Copy every line in the records below that contains the word "this".

• _STORED DATA_
........

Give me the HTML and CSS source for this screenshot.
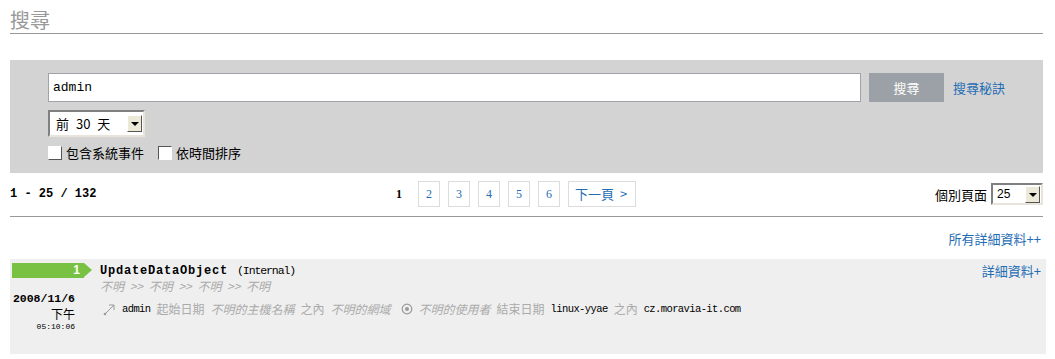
FILE: index.html
```html
<!DOCTYPE html>
<html lang="zh-Hant">
  <head>
    <meta charset="UTF-8" />
    <title>搜尋</title>
    <link rel="stylesheet" href="styles.css">
  </head>
  <body>
    <div class="page">
      <h1 class="page-title">搜尋</h1>

      <div class="search-panel">
        <div class="search-row">
          <div class="search-input">admin</div>
          <button class="search-button">搜尋</button>
          <a class="link search-tips" href="#">搜尋秘訣</a>
        </div>
        <div class="fake-select range-select">
          <span class="fake-select-value">前 30 天</span>
          <span class="fake-select-arrow"></span>
        </div>
        <div class="check-row">
          <label class="check"><span class="check-box"></span>包含系統事件</label>
          <label class="check"><span class="check-box check-box-dark"></span>依時間排序</label>
        </div>
      </div>

      <div class="pager-row">
        <div class="pager-count">1 - 25 / 132</div>
        <div class="pager">
          <span class="pager-current">1</span>
          <a class="pager-item" href="#">2</a>
          <a class="pager-item" href="#">3</a>
          <a class="pager-item" href="#">4</a>
          <a class="pager-item" href="#">5</a>
          <a class="pager-item" href="#">6</a>
          <a class="pager-item pager-next" href="#">下一頁 &gt;</a>
        </div>
        <div class="per-page">
          <span>個別頁面</span>
          <div class="fake-select per-page-select">
            <span class="fake-select-value">25</span>
            <span class="fake-select-arrow"></span>
          </div>
        </div>
      </div>

      <div class="all-details"><a class="link" href="#">所有詳細資料++</a></div>

      <div class="result">
        <div class="result-side">
          <div class="badge">1</div>
          <div class="result-date">
            <div class="date-day">2008/11/6</div>
            <div class="date-ampm">下午</div>
            <div class="date-time">05:10:06</div>
          </div>
        </div>
        <div class="result-main">
          <div class="result-title"><b>UpdateDataObject</b><span class="result-type">(Internal)</span></div>
          <div class="result-path">不明 &gt;&gt; 不明 &gt;&gt; 不明 &gt;&gt; 不明</div>
          <div class="result-detail">
            <svg class="icon" width="13" height="13" viewBox="0 0 13 13">
              <line x1="2" y1="11" x2="11" y2="2" stroke="#999" stroke-width="1" />
              <polyline points="6,2 11,2 11,7" fill="none" stroke="#999" stroke-width="1" />
              <circle cx="2" cy="11" r="1.3" fill="#999" />
            </svg>
            <span class="mono">admin</span>
            <span class="muted">起始日期</span>
            <i class="muted">不明的主機名稱</i>
            <span class="muted">之內</span>
            <i class="muted">不明的網域</i>
            <svg class="icon icon-gap" width="12" height="12" viewBox="0 0 12 12">
              <circle cx="6" cy="6" r="4.8" fill="none" stroke="#999" stroke-width="1.2" />
              <circle cx="6" cy="6" r="2" fill="#999" />
            </svg>
            <i class="muted">不明的使用者</i>
            <span class="muted">結束日期</span>
            <span class="mono">linux-yyae</span>
            <span class="muted">之內</span>
            <span class="mono">cz.moravia-it.com</span>
          </div>
        </div>
        <div class="result-more"><a class="link" href="#">詳細資料+</a></div>
      </div>
    </div>
  </body>
</html>
```

FILE: styles.css
```css
body {
  margin: 0;
  padding: 0;
  background-color: #fff;
  color: #000;
  font-family: 'Noto Sans CJK TC', 'Liberation Sans', sans-serif;
  font-size: 13px;
}
.page {
  padding: 0 12px 0 10px;
}
.link {
  color: #1f6db5;
  text-decoration: none;
}
.mono {
  font-family: 'Liberation Mono', 'Noto Sans CJK TC', monospace;
}
.page-title {
  margin: 0 0 26px;
  padding-top: 7px;
  font-size: 20px;
  line-height: 26px;
  font-weight: normal;
  color: #999;
  border-bottom: 1px solid #999;
}

/* search box */
.search-panel {
  background-color: #d3d3d3;
  height: 113px;
  box-sizing: border-box;
  padding: 13px 0 0 38px;
}
.search-row {
  display: flex;
  align-items: center;
  height: 29px;
}
.search-input {
  width: 813px;
  height: 29px;
  box-sizing: border-box;
  border: 1px solid #a0a4a8;
  background-color: #fff;
  padding: 0 4px;
  font-family: 'Liberation Mono', monospace;
  font-size: 13px;
  line-height: 27px;
}
.search-button {
  margin-left: 8px;
  width: 75px;
  height: 29px;
  border: none;
  background-color: #9ba1a6;
  color: #fff;
  font-family: 'Noto Sans CJK TC', sans-serif;
  font-size: 13px;
  padding: 0;
}
.search-tips {
  margin-left: 9px;
}
.fake-select {
  display: flex;
  align-items: center;
  justify-content: space-between;
  box-sizing: border-box;
  background-color: #fff;
  border-top: 2px solid #808080;
  border-left: 2px solid #808080;
  border-right: 2px solid #e8e4dc;
  border-bottom: 2px solid #e8e4dc;
}
.fake-select-arrow {
  position: relative;
  width: 15px;
  height: 17px;
  box-sizing: border-box;
  background-color: #ece9d8;
  border-top: 1px solid #fff;
  border-left: 1px solid #fff;
  border-right: 1px solid #555;
  border-bottom: 1px solid #555;
}
.fake-select-arrow::after {
  content: "";
  position: absolute;
  left: 3px;
  top: 6px;
  border-left: 4px solid transparent;
  border-right: 4px solid transparent;
  border-top: 4px solid #000;
}
.range-select {
  margin-top: 8px;
  width: 97px;
  height: 27px;
  padding: 0 1px 0 6px;
  word-spacing: 4px;
}
.check-row {
  display: flex;
  align-items: center;
  margin-top: 7px;
}
.check {
  display: flex;
  align-items: center;
  margin-right: 14px;
  line-height: 18px;
}
.check-box {
  width: 12px;
  height: 12px;
  margin-right: 4px;
  background-color: #fff;
  border-top: 1px solid #fff;
  border-left: 1px solid #fff;
  border-right: 1px solid #555;
  border-bottom: 1px solid #555;
}
.check-box-dark {
  border-top-color: #555;
  border-left-color: #555;
  border-right-color: #fff;
  border-bottom-color: #fff;
}

/* pager */
.pager-row {
  display: flex;
  align-items: center;
  justify-content: space-between;
  padding: 8px 0 9px;
  border-bottom: 1px solid #999;
}
.pager-count {
  width: 386px;
  font-family: 'Liberation Mono', monospace;
  font-size: 12px;
  font-weight: bold;
}
.pager {
  display: flex;
  align-items: center;
  flex: 1;
}
.pager-current {
  font-family: 'Liberation Serif', serif;
  font-weight: bold;
  font-size: 12px;
  width: 22px;
}
.pager-item {
  box-sizing: border-box;
  min-width: 22px;
  height: 26px;
  margin-right: 8px;
  border: 1px solid #dcdcdc;
  color: #1f6db5;
  text-decoration: none;
  font-family: 'Liberation Serif', 'Noto Sans CJK TC', serif;
  font-size: 12px;
  line-height: 24px;
  text-align: center;
}
.pager-next {
  padding: 0 8px 0 6px;
  font-size: 13px;
  font-family: 'Noto Sans CJK TC', sans-serif;
  word-spacing: 3px;
}
.per-page {
  display: flex;
  align-items: center;
  gap: 4px;
}
.per-page-select {
  width: 52px;
  height: 22px;
  padding: 0 1px 0 4px;
  font-family: 'Liberation Sans', sans-serif;
  font-size: 12px;
}

.all-details {
  text-align: right;
  padding-right: 2px;
  margin-top: 15px;
  line-height: 14px;
}

/* result */
.result {
  display: flex;
  margin: 13px -3px 0 0;
  height: 95px;
  box-sizing: border-box;
  padding-top: 4px;
  background-color: #efefef;
}
.result-side {
  width: 90px;
}
.badge {
  position: relative;
  margin-left: 2px;
  width: 72px;
  height: 15px;
  box-sizing: border-box;
  padding-right: 4px;
  background-color: #79c142;
  color: #fff;
  font-family: 'Liberation Sans', sans-serif;
  font-weight: bold;
  font-size: 12px;
  line-height: 15px;
  text-align: right;
}
.badge::after {
  content: "";
  position: absolute;
  right: -8px;
  top: 0;
  border-top: 7.5px solid transparent;
  border-bottom: 7.5px solid transparent;
  border-left: 8px solid #79c142;
}
.result-date {
  margin-top: 14px;
  padding-right: 25px;
  text-align: right;
}
.date-day {
  font-family: 'Liberation Mono', monospace;
  font-weight: bold;
  font-size: 11.5px;
  line-height: 14px;
}
.date-ampm {
  font-size: 12px;
  line-height: 15px;
}
.date-time {
  font-family: 'Liberation Mono', monospace;
  font-size: 8px;
  line-height: 12px;
}
.result-main {
  flex: 1;
}
.result-title {
  font-family: 'Liberation Mono', monospace;
  font-size: 12px;
  line-height: 16px;
}
.result-title b {
  letter-spacing: 0.8px;
}
.result-type {
  margin-left: 9px;
  font-size: 11.5px;
  letter-spacing: -1.1px;
}
.result-path {
  font-size: 12px;
  line-height: 14px;
  color: #aaa;
  font-style: italic;
  word-spacing: 3px;
}
.result-detail {
  display: flex;
  align-items: center;
  gap: 6px;
  margin-top: 9px;
  padding-left: 3px;
  font-size: 12px;
  line-height: 14px;
}
.result-detail .mono {
  font-size: 10.5px;
  letter-spacing: -0.6px;
}
.muted {
  color: #aaa;
}
.icon-gap {
  margin-left: 4px;
}
.result-more {
  padding-right: 5px;
  line-height: 16px;
}
```
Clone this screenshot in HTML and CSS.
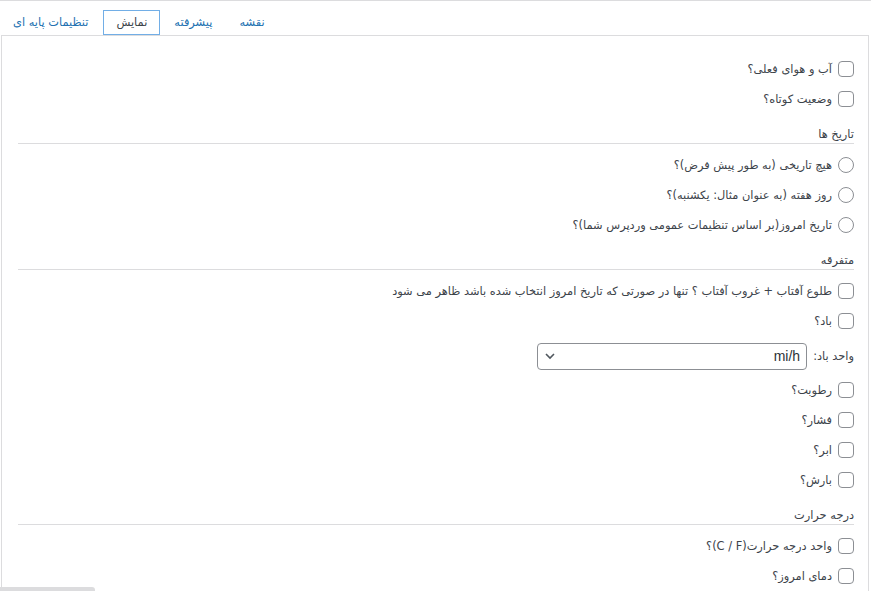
FILE: index.html
```html
<!DOCTYPE html>
<html lang="fa">
<head>
<meta charset="utf-8">
<title>تنظیمات</title>
<link rel="stylesheet" href="styles.css">
</head>
<body>
<div class="page">
  <nav class="tabs">
    <a class="tab">تنظیمات پایه ای</a>
    <a class="tab active">نمایش</a>
    <a class="tab">پیشرفته</a>
    <a class="tab">نقشه</a>
  </nav>
  <div class="panel" dir="rtl">
    <label class="row"><span class="box"></span><span>آب و هوای فعلی؟</span></label>
    <label class="row"><span class="box"></span><span>وضعیت کوتاه؟</span></label>

    <div class="heading">تاریخ ها</div>
    <label class="row"><span class="radio"></span><span>هیچ تاریخی (به طور پیش فرض)؟</span></label>
    <label class="row"><span class="radio"></span><span>روز هفته (به عنوان مثال: یکشنبه)؟</span></label>
    <label class="row"><span class="radio"></span><span>تاریخ امروز(بر اساس تنظیمات عمومی وردپرس شما)؟</span></label>

    <div class="heading">متفرقه</div>
    <label class="row"><span class="box"></span><span>طلوع آفتاب + غروب آفتاب ؟ تنها در صورتی که تاریخ امروز انتخاب شده باشد ظاهر می شود</span></label>
    <label class="row"><span class="box"></span><span>باد؟</span></label>
    <div class="row select-row">
      <span>واحد باد:</span>
      <div class="select"><span class="select-value">mi/h</span>
        <svg class="chev" width="12" height="8" viewBox="0 0 12 8"><path d="M2 2 L6 6 L10 2" fill="none" stroke="#50575e" stroke-width="1.6"/></svg>
      </div>
    </div>
    <label class="row"><span class="box"></span><span>رطوبت؟</span></label>
    <label class="row"><span class="box"></span><span>فشار؟</span></label>
    <label class="row"><span class="box"></span><span>ابر؟</span></label>
    <label class="row"><span class="box"></span><span>بارش؟</span></label>

    <div class="heading">درجه حرارت</div>
    <label class="row"><span class="box"></span><span>واحد درجه حرارت(C / F)؟</span></label>
    <label class="row"><span class="box"></span><span>دمای امروز؟</span></label>
  </div>
</div>
<div class="scroll-thumb"></div>
</body>
</html>
```

FILE: styles.css
```css
html, body {
  margin: 0;
  padding: 0;
  background: #fff;
  overflow: hidden;
}
body {
  font-family: "DejaVu Sans", Tahoma, sans-serif;
  font-size: 11.4px;
  color: #3c434a;
  height: 591px;
}
.page {
  border-top: 1px solid #dcdcde;
  padding-top: 9px;
}
.tabs {
  display: flex;
  gap: 1px;
  direction: ltr;
  height: 25px;
}
.tab {
  display: flex;
  align-items: center;
  padding: 0 12px;
  border: 1px solid transparent;
  border-bottom: none;
  color: #2271b1;
  line-height: 1;
}
.tab.active {
  border-color: #72aee6;
  border-bottom: 1px solid #72aee6;
  color: #3c434a;
  margin-left: 1px;
}
.panel {
  box-sizing: border-box;
  margin-left: 1px;
  width: 868px;
  height: 560px;
  border: 1px solid #dcdcde;
  border-bottom: none;
  padding: 18px 14px 0 16px;
}
.row {
  display: flex;
  align-items: center;
  gap: 6px;
  height: 30px;
}
.box, .radio {
  width: 14px;
  height: 14px;
  border: 1px solid #8c8f94;
  border-radius: 4px;
  background: #fff;
  flex: none;
}
.radio {
  border-radius: 50%;
}
.heading {
  margin-top: 11px;
  margin-bottom: 6px;
  padding-top: 1px;
  line-height: 17px;
  border-bottom: 1px solid #dcdcde;
}
.select-row {
  height: 39px;
  padding-top: 1px;
  box-sizing: border-box;
}
.select {
  width: 270px;
  height: 27px;
  box-sizing: border-box;
  border: 1px solid #8c8f94;
  border-radius: 4px;
  display: flex;
  align-items: center;
  justify-content: space-between;
  padding: 0 6px 0 6px;
  direction: rtl;
}
.select-value {
  font-family: "Liberation Sans", Arial, sans-serif;
  font-size: 14px;
  color: #2c3338;
}
.chev {
  display: block;
}
.scroll-thumb {
  position: fixed;
  left: 0;
  bottom: 0;
  width: 95px;
  height: 4px;
  background: #dcdcde;
  border-radius: 0 3px 0 0;
}
```
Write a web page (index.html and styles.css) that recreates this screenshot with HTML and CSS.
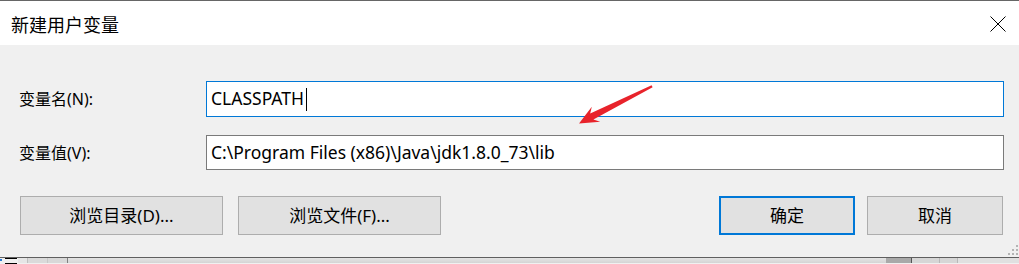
FILE: index.html
```html
<!DOCTYPE html>
<html lang="zh-CN">
<head>
<meta charset="utf-8">
<title>新建用户变量</title>
<link rel="stylesheet" href="styles.css">
</head>
<body>
<div class="dialog">
  <div class="titlebar">
    <span class="title">新建用户变量</span>
    <svg class="close" width="16" height="16" viewBox="0 0 16 16"><path d="M0.5 0.5 L15.5 15.5 M15.5 0.5 L0.5 15.5" stroke="#000" stroke-width="1" fill="none"/></svg>
  </div>
  <div class="body">
    <div class="form">
      <label class="label">变量名(N):</label>
      <div class="input focus"><span class="value">CLASSPATH</span><span class="caret"></span></div>
      <label class="label">变量值(V):</label>
      <div class="input short"><span class="value">C:\Program Files (x86)\Java\jdk1.8.0_73\lib</span></div>
    </div>
    <div class="buttons">
      <div class="group left">
        <button class="btn wide">浏览目录(D)...</button>
        <button class="btn wide">浏览文件(F)...</button>
      </div>
      <div class="group right">
        <button class="btn default">确定</button>
        <button class="btn">取消</button>
      </div>
    </div>
    <svg class="grip" width="12" height="12" viewBox="0 0 12 12">
      <rect x="9" y="1" width="2" height="2" fill="#b4b4b4"/>
      <rect x="5" y="5" width="2" height="2" fill="#b4b4b4"/>
      <rect x="9" y="5" width="2" height="2" fill="#b4b4b4"/>
      <rect x="1" y="9" width="2" height="2" fill="#b4b4b4"/>
      <rect x="5" y="9" width="2" height="2" fill="#b4b4b4"/>
      <rect x="9" y="9" width="2" height="2" fill="#b4b4b4"/>
    </svg>
    <svg class="arrow" width="90" height="50" viewBox="570 80 90 50">
      <polygon points="651.6,85.2 652.6,87.2 593.4,119.4 600.2,121.8 579,123.6 591.8,106.8 590.2,113.6" fill="#e8232b"/>
    </svg>
  </div>
  <div class="under">
    <div class="cell icon"><span class="dot"></span><span class="lines"></span></div>
    <div class="cell c1"></div>
    <div class="cell c2"></div>
    <div class="cell c3"></div>
    <div class="cell fill"></div>
    <div class="cell dark"></div>
    <div class="cell c4"></div>
    <div class="cell c5"></div>
    <div class="cell c6"></div>
  </div>
</div>
</body>
</html>
```
FILE: styles.css
```css
html, body {
  margin: 0;
  padding: 0;
  background: #f0f0f0;
}
body {
  width: 1019px;
  height: 264px;
  overflow: hidden;
  font-family: "Noto Sans", "Noto Sans CJK SC", sans-serif;
  color: #000;
}
.dialog {
  display: flex;
  flex-direction: column;
  border-top: 1px solid #666;
}
.titlebar {
  height: 44px;
  background: #fff;
  display: flex;
  align-items: center;
  justify-content: space-between;
  padding: 0 13px 0 11px;
}
.title {
  font-family: "Noto Sans CJK SC", sans-serif;
  font-size: 18px;
  line-height: 1;
  margin-top: 1px;
}
.close {
  display: block;
  margin-top: 1px;
}
.body {
  position: relative;
  height: 213px;
  box-sizing: border-box;
  padding-top: 36px;
  background: #f0f0f0;
  border-bottom: 1px solid #5f5f5f;
}
.form {
  display: grid;
  grid-template-columns: 187px 798px;
  grid-template-rows: 36px 35px;
  row-gap: 18px;
  padding-left: 19px;
  align-items: center;
}
.label {
  font-family: "Noto Sans", "Noto Sans CJK SC", sans-serif;
  font-size: 16px;
  line-height: 1;
}
.input {
  height: 36px;
  box-sizing: border-box;
  background: #fff;
  border: 1px solid #7a7a7a;
  display: flex;
  align-items: center;
  padding-left: 4px;
  font-size: 17.5px;
}
.input.short {
  height: 35px;
}
.input.focus {
  border-color: #0078d7;
}
.value {
  line-height: 1;
  white-space: pre;
}
.caret {
  display: inline-block;
  width: 1px;
  height: 23px;
  background: #000;
  margin-left: 2px;
}
.buttons {
  display: flex;
  justify-content: space-between;
  padding: 0 16px 0 20px;
  margin-top: 26px;
}
.group {
  display: flex;
}
.group.left {
  gap: 15px;
}
.group.right {
  gap: 12px;
}
.btn {
  height: 39px;
  width: 136px;
  box-sizing: border-box;
  background: #e1e1e1;
  border: 1px solid #adadad;
  font-family: "Noto Sans", "Noto Sans CJK SC", sans-serif;
  font-size: 17px;
  color: #000;
  padding: 0;
  margin: 0;
  line-height: 1;
}
.btn.wide {
  width: 203px;
}
.btn.default {
  border: 2px solid #0078d7;
}
.grip {
  position: absolute;
  right: 0;
  bottom: 1px;
}
.arrow {
  position: absolute;
  left: 570px;
  top: 35px;
}
.under {
  height: 5px;
  display: flex;
  background: #dedede;
}
.cell {
  height: 5px;
  box-sizing: border-box;
}
.icon {
  width: 18px;
  position: relative;
  background: #f0f0f0;
}
.dot {
  position: absolute;
  left: 0;
  top: 1px;
  width: 2px;
  height: 2px;
  background: #2a7ad0;
}
.lines {
  position: absolute;
  left: 5px;
  top: 0;
  width: 12px;
  height: 4px;
  border-top: 1px solid #000;
  border-bottom: 1px solid #000;
}
.c1 { width: 10px; background: #e6e6e6; border-right: 1px solid #c0c0c0; }
.c2 { width: 20px; background: #dadada; border-right: 1px solid #c8c8c8; }
.c3 { width: 20px; background: #d8d8d8; border-right: 1px solid #808080; }
.fill { flex: 1; background: linear-gradient(#e4e4e4, #d4d4d4); }
.dark { width: 26px; background: #a9a9a9; border-right: 1px solid #555; }
.c4 { width: 28px; background: #d6d6d6; border-right: 1px solid #b8b8b8; }
.c5 { width: 18px; background: #d6d6d6; border-right: 1px solid #b8b8b8; }
.c6 { width: 61px; background: #e0e0e0; }
```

........

• _TASK SOLUTION_
Give me the HTML and CSS source for this screenshot.
Clone this screenshot in HTML and CSS.
Write a web page (index.html and styles.css) that recreates this screenshot with HTML and CSS.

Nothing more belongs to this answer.